[TASK PROMPT]
Return the material exactly as supplied, apart from the pictures, which are omitted.

***

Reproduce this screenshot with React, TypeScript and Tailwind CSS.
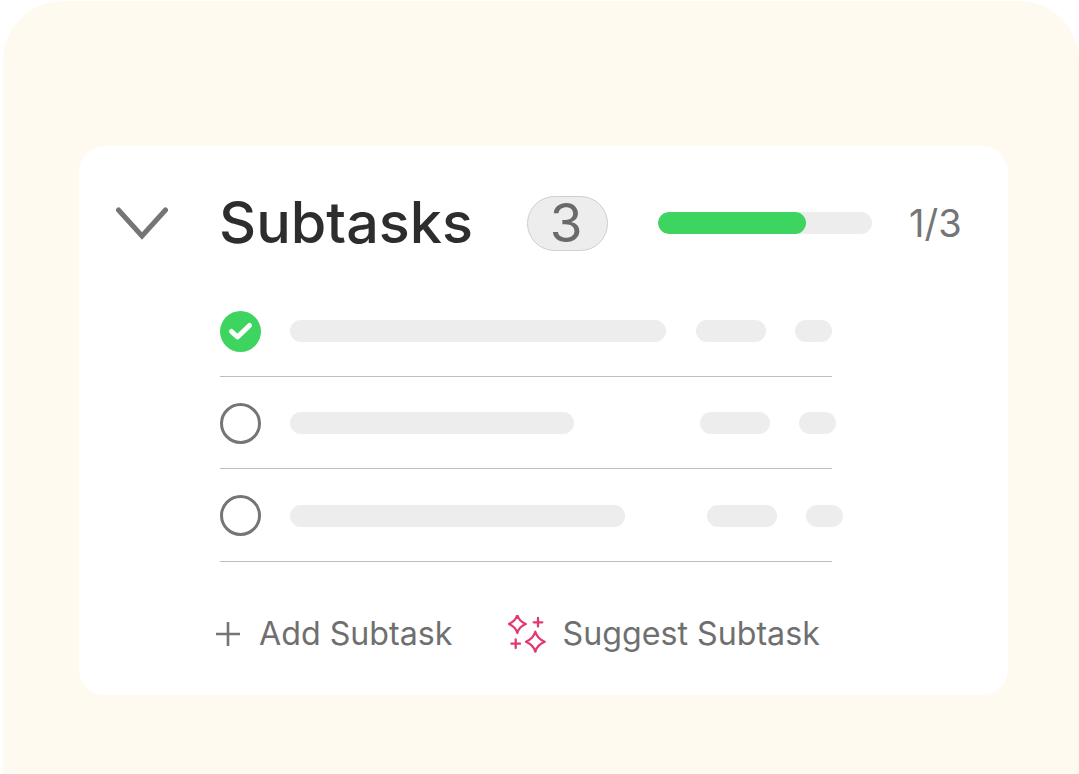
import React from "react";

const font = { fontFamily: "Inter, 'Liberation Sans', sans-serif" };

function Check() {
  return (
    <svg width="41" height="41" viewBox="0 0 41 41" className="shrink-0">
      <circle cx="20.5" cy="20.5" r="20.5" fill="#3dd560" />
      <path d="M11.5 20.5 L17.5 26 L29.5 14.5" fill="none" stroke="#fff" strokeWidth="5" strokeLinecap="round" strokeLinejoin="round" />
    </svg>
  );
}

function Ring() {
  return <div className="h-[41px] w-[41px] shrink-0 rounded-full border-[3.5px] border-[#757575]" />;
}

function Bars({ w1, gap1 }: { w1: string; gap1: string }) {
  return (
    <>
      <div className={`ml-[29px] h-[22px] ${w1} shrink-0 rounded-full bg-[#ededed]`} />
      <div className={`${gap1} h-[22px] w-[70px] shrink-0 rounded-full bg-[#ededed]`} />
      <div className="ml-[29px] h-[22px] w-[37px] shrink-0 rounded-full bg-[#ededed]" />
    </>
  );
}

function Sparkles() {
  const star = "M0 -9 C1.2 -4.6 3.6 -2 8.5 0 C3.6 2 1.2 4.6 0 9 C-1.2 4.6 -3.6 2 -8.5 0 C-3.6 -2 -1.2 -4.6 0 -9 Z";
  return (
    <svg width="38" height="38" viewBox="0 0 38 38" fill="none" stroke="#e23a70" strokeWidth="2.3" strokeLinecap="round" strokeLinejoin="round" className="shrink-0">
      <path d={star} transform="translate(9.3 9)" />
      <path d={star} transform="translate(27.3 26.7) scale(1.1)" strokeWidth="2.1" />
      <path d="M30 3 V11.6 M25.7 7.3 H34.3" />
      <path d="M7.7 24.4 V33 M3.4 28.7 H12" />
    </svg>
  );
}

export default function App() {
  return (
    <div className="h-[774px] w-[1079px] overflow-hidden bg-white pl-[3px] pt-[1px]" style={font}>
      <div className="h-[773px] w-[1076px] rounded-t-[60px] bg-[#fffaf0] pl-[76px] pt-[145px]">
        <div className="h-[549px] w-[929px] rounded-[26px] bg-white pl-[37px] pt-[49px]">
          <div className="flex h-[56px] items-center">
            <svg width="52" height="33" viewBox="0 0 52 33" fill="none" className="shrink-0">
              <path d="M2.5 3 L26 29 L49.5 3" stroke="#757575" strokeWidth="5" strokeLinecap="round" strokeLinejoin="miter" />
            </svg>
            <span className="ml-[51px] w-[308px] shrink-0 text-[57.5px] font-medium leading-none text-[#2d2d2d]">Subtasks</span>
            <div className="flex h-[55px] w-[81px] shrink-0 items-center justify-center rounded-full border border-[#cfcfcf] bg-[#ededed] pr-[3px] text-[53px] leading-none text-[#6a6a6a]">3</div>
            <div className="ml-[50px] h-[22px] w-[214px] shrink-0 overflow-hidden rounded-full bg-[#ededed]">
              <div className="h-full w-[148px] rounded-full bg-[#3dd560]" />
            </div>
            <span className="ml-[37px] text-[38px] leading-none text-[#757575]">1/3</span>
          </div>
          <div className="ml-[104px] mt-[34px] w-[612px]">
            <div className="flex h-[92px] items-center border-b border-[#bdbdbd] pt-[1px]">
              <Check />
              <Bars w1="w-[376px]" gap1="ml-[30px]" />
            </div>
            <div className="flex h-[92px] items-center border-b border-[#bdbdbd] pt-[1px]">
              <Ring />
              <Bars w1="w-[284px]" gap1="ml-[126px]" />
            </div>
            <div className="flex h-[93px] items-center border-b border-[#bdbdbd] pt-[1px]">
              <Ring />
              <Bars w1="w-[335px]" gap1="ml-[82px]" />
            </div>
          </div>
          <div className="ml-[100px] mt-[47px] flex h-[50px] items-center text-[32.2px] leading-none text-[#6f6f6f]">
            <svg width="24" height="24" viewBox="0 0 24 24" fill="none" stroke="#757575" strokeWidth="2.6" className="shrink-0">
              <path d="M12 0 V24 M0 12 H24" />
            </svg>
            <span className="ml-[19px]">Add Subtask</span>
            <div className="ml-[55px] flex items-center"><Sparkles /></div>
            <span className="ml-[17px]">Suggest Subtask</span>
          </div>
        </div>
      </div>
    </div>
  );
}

***

[OUTPUT FOR THIS EXERCISE]
Reproduce this screenshot with React, TypeScript and Tailwind CSS.
import React from "react";

const font = { fontFamily: "Inter, 'Liberation Sans', sans-serif" };

function Check() {
  return (
    <svg width="41" height="41" viewBox="0 0 41 41" className="shrink-0">
      <circle cx="20.5" cy="20.5" r="20.5" fill="#3dd560" />
      <path d="M11.5 20.5 L17.5 26 L29.5 14.5" fill="none" stroke="#fff" strokeWidth="5" strokeLinecap="round" strokeLinejoin="round" />
    </svg>
  );
}

function Ring() {
  return <div className="h-[41px] w-[41px] shrink-0 rounded-full border-[3.5px] border-[#757575]" />;
}

function Bars({ w1, gap1 }: { w1: string; gap1: string }) {
  return (
    <>
      <div className={`ml-[29px] h-[22px] ${w1} shrink-0 rounded-full bg-[#ededed]`} />
      <div className={`${gap1} h-[22px] w-[70px] shrink-0 rounded-full bg-[#ededed]`} />
      <div className="ml-[29px] h-[22px] w-[37px] shrink-0 rounded-full bg-[#ededed]" />
    </>
  );
}

function Sparkles() {
  const star = "M0 -9 C1.2 -4.6 3.6 -2 8.5 0 C3.6 2 1.2 4.6 0 9 C-1.2 4.6 -3.6 2 -8.5 0 C-3.6 -2 -1.2 -4.6 0 -9 Z";
  return (
    <svg width="38" height="38" viewBox="0 0 38 38" fill="none" stroke="#e23a70" strokeWidth="2.3" strokeLinecap="round" strokeLinejoin="round" className="shrink-0">
      <path d={star} transform="translate(9.3 9)" />
      <path d={star} transform="translate(27.3 26.7) scale(1.1)" strokeWidth="2.1" />
      <path d="M30 3 V11.6 M25.7 7.3 H34.3" />
      <path d="M7.7 24.4 V33 M3.4 28.7 H12" />
    </svg>
  );
}

export default function App() {
  return (
    <div className="h-[774px] w-[1079px] overflow-hidden bg-white pl-[3px] pt-[1px]" style={font}>
      <div className="h-[773px] w-[1076px] rounded-t-[60px] bg-[#fffaf0] pl-[76px] pt-[145px]">
        <div className="h-[549px] w-[929px] rounded-[26px] bg-white pl-[37px] pt-[49px]">
          <div className="flex h-[56px] items-center">
            <svg width="52" height="33" viewBox="0 0 52 33" fill="none" className="shrink-0">
              <path d="M2.5 3 L26 29 L49.5 3" stroke="#757575" strokeWidth="5" strokeLinecap="round" strokeLinejoin="miter" />
            </svg>
            <span className="ml-[51px] w-[308px] shrink-0 text-[57.5px] font-medium leading-none text-[#2d2d2d]">Subtasks</span>
            <div className="flex h-[55px] w-[81px] shrink-0 items-center justify-center rounded-full border border-[#cfcfcf] bg-[#ededed] pr-[3px] text-[53px] leading-none text-[#6a6a6a]">3</div>
            <div className="ml-[50px] h-[22px] w-[214px] shrink-0 overflow-hidden rounded-full bg-[#ededed]">
              <div className="h-full w-[148px] rounded-full bg-[#3dd560]" />
            </div>
            <span className="ml-[37px] text-[38px] leading-none text-[#757575]">1/3</span>
          </div>
          <div className="ml-[104px] mt-[34px] w-[612px]">
            <div className="flex h-[92px] items-center border-b border-[#bdbdbd] pt-[1px]">
              <Check />
              <Bars w1="w-[376px]" gap1="ml-[30px]" />
            </div>
            <div className="flex h-[92px] items-center border-b border-[#bdbdbd] pt-[1px]">
              <Ring />
              <Bars w1="w-[284px]" gap1="ml-[126px]" />
            </div>
            <div className="flex h-[93px] items-center border-b border-[#bdbdbd] pt-[1px]">
              <Ring />
              <Bars w1="w-[335px]" gap1="ml-[82px]" />
            </div>
          </div>
          <div className="ml-[100px] mt-[47px] flex h-[50px] items-center text-[32.2px] leading-none text-[#6f6f6f]">
            <svg width="24" height="24" viewBox="0 0 24 24" fill="none" stroke="#757575" strokeWidth="2.6" className="shrink-0">
              <path d="M12 0 V24 M0 12 H24" />
            </svg>
            <span className="ml-[19px]">Add Subtask</span>
            <div className="ml-[55px] flex items-center"><Sparkles /></div>
            <span className="ml-[17px]">Suggest Subtask</span>
          </div>
        </div>
      </div>
    </div>
  );
}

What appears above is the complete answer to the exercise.